Away from ISTE even one day later, I worry quite a bit about forgetting things that caught my attention at the conference. This list is a follow up to the previous post with those things that I thought important to investigate further. It is a do list of sorts.
*Reminder to self about the number of cards from people I met, who expressed an interest in partnering up our students. These need be organised and followed up on, but not until August.
I have used Voicethread a few times with students and have known about it for ages, but felt I needed a bit of a refresher and some inspiration. The session I attended was fine, not terribly challenging, but it gave me a few more ideas for uses I had not thought of. Certainly book talks are high on our lists of priorities this year and Voicethread is a good vehicle for this as it allows for image/video uploads as well as collaboration and discussion. It can be used for debates as well, between members of a class, different classes or even different schools. A follow me story could be created with each person or team adding their image/s and chapters to it. There are plenty more uses for it, but these are some that stood out for me.
Things I Missed
One issue with an event as big as ISTE is that you can't get to every presentation you'd like to. I remember sitting in perfectly good presentations, while TweetDeck spurted tweet after tweet at a rate of 2 per second, praising the joy and conversation of other presentations. This leads me to another job for the list, to browse through ISTE Unplugged.
I almost missed Alan November's session on Empathy: The 21st Century Skill. It reminded me of things I knew and had pushed to one side, things I should be doing, and it put me to shame. This was a good thing however, as Alan talked to us about searching using site: and country codes as well as using twitter hashtags to search with in order to ensure kids are getting the full picture, understand issues from many perspectives ... I began kicking myself. I hadn't done this with my 7th grades during the Egyptian crisis project we did. Our work seems so superficial in comparison, and it would have been a perfect unit in which to incorporate such important skills. I haven't gotten over it and that's a good thing. It means I will do better next time.

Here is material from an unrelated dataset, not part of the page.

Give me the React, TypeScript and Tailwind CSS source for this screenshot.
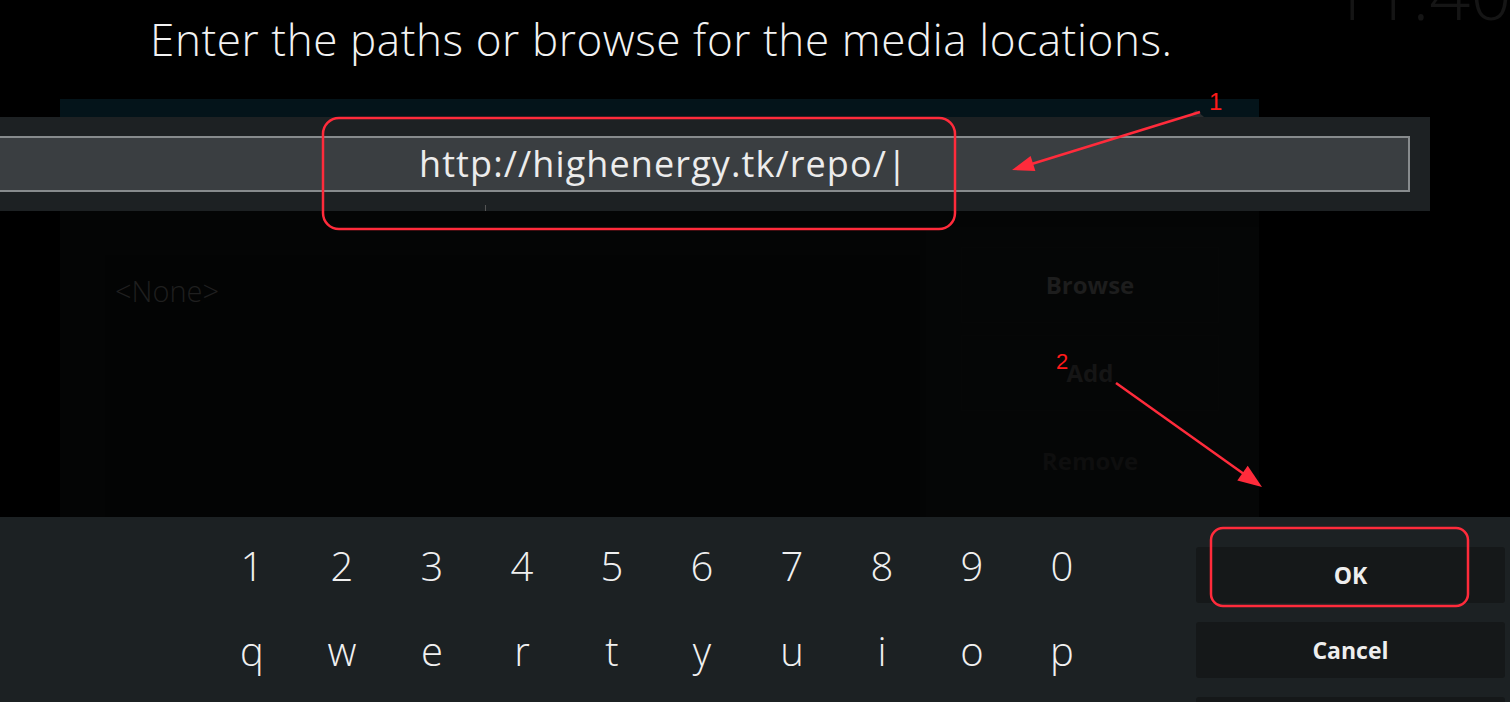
import React from "react";

export default function App() {
  const digits = ["1", "2", "3", "4", "5", "6", "7", "8", "9", "0"];
  const letters = ["q", "w", "e", "r", "t", "y", "u", "i", "o", "p"];
  return (
    <div className="relative w-[1510px] h-[702px] overflow-hidden bg-black font-['Open_Sans',sans-serif] text-white">
      {/* clock (cut off at top) */}
      <div className="absolute left-[1330px] top-[-44px] text-[72px] font-light text-[#151515] leading-none whitespace-nowrap">
        11:40
      </div>

      {/* heading */}
      <div className="h-[99px] pl-[150px] pt-[17px]">
        <div className="text-[44px] font-light leading-none tracking-[0.6px] text-[#f2f2f2] whitespace-nowrap">
          Enter the paths or browse for the media locations.
        </div>
      </div>

      {/* dialog */}
      <div className="relative h-[418px]">
        <div className="ml-[60px] w-[1199px] h-full flex flex-col">
          <div className="h-[18px] bg-[#04141a]" />
          <div className="h-[94px]" />
          <div className="flex-1 flex bg-[#040505]">
            <div className="ml-[45px] mt-[44px] w-[815px] bg-[#030404]">
              <div className="pl-[10px] pt-[14px] text-[29px] font-light text-[#1f1f1f]">&lt;None&gt;</div>
            </div>
            <div className="ml-auto w-[333px] mt-[16px] bg-[#050606] flex flex-col gap-[12px] pl-[35px] pr-[40px] pt-[20px]">
              <div className="h-[76px] border border-[#060707] flex items-center justify-center text-[24px] font-bold text-[#1d1d1d]">Browse</div>
              <div className="h-[76px] border border-[#060707] flex items-center justify-center text-[24px] font-bold text-[#151515]">Add</div>
              <div className="h-[76px] border border-[#050606] flex items-center justify-center text-[24px] font-bold text-[#0e0e0e]">Remove</div>
            </div>
          </div>
        </div>

        {/* input band overlays dialog */}
        <div className="absolute left-0 top-[18px] w-[1430px] h-[94px] bg-[#1d2123]">
          <div className="absolute left-[1188px] top-[-7px] w-0 h-0 border-l-[8px] border-r-[8px] border-b-[7px] border-l-transparent border-r-transparent border-b-[#2a2d2f]" />
          <div className="mt-[19px] w-[1410px] h-[56px] bg-[#3a3e41] border-y-2 border-r-2 border-[#878b8d] flex items-center pl-[419px]">
            <span className="text-[36px] tracking-[1.1px] text-[#ececec] leading-none whitespace-nowrap">http://highenergy.tk/repo/|</span>
          </div>
          <div className="absolute left-[485px] top-[88px] w-px h-[6px] bg-[#555]" />
        </div>
      </div>

      {/* keyboard */}
      <div className="h-[185px] bg-[#1c2123] flex">
        <div className="ml-[207px] pt-[6px] flex flex-col">
          {[digits, letters].map((row, i) => (
            <div key={i} className="h-[85px] flex items-center">
              {row.map((k) => (
                <div key={k} className="w-[90px] text-center text-[40px] font-light text-[#f0f0f0] leading-none">
                  {k}
                </div>
              ))}
            </div>
          ))}
        </div>
        <div className="ml-auto mr-[5px] w-[309px] pt-[30px] flex flex-col gap-[19px]">
          <div className="h-[56px] shrink-0 rounded-[3px] bg-[#151819] flex items-center justify-center text-[23px] font-bold text-[#eeeeee]">OK</div>
          <div className="h-[56px] shrink-0 rounded-[3px] bg-[#151819] flex items-center justify-center text-[23px] font-bold text-[#eeeeee]">Cancel</div>
          <div className="h-[56px] shrink-0 rounded-[3px] bg-[#151819]" />
        </div>
      </div>

      {/* annotations */}
      <svg className="absolute inset-0 pointer-events-none" width="1510" height="702" viewBox="0 0 1510 702">
        <rect x="323" y="118" width="632" height="111" rx="16" fill="none" stroke="#ff2b3b" strokeWidth="2.5" />
        <line x1="1200" y1="112" x2="1030" y2="164.5" stroke="#ff2b3b" strokeWidth="2.5" />
        <polygon points="1012,170 1035.4,171.1 1030.6,155.9" fill="#ff2b3b" />
        <text x="1209" y="110" fontSize="24" fill="#ff1a1a" fontFamily="Liberation Sans, sans-serif">1</text>
        <text x="1056" y="369" fontSize="22" fill="#ff1a1a" fontFamily="Liberation Sans, sans-serif">2</text>
        <line x1="1116" y1="383" x2="1246" y2="475.5" stroke="#ff2b3b" strokeWidth="2.5" />
        <polygon points="1262,487 1237.3,480.4 1247.7,465.8" fill="#ff2b3b" />
        <rect x="1211" y="528" width="257" height="78" rx="12" fill="none" stroke="#ff2b3b" strokeWidth="2.5" />
      </svg>
    </div>
  );
}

This lead me to a very important realisation. I have used Twitter a lot for years and even taught kids to use it to record their own research in tweet format, but I have never had the kids use it to search empathetically, to pop that search bubble that we have become encased in and find out what is really going on from all sides. Wasn't Twitter instrumental in getting ideas, experiences and news out during the Egyptian crisis...yet that wealth of information remained untapped for my students....Kick, kick, kick.,..Twitter is one of the best research tools around for getting all sides of the stories straight from those who are affected, directly involved and on the front line and at the very least for accessing media sources from around the world. When combined with smart searching using country codes and specific domains you can't go wrong, you will get the full picture.
Next Steps but Not Yet
Finally, one last thing that I can't let slip by is all the talk and excitement about iPads. They have certainly emerged as a must have for schools, There is so much that can be done with such a portable yet complete device. Hundreds of apps aside, I saw people using their ipads in the most sensible and interesting of ways, capturing images, creating animations and other digital stories, sharing ideas, communicating with each other and much, much more. There is one dark side however, that I was made aware of. Google Docs doesn't work properly on the iPad yet. No worries however, we have a whole school year to see if they sort out the issue or not.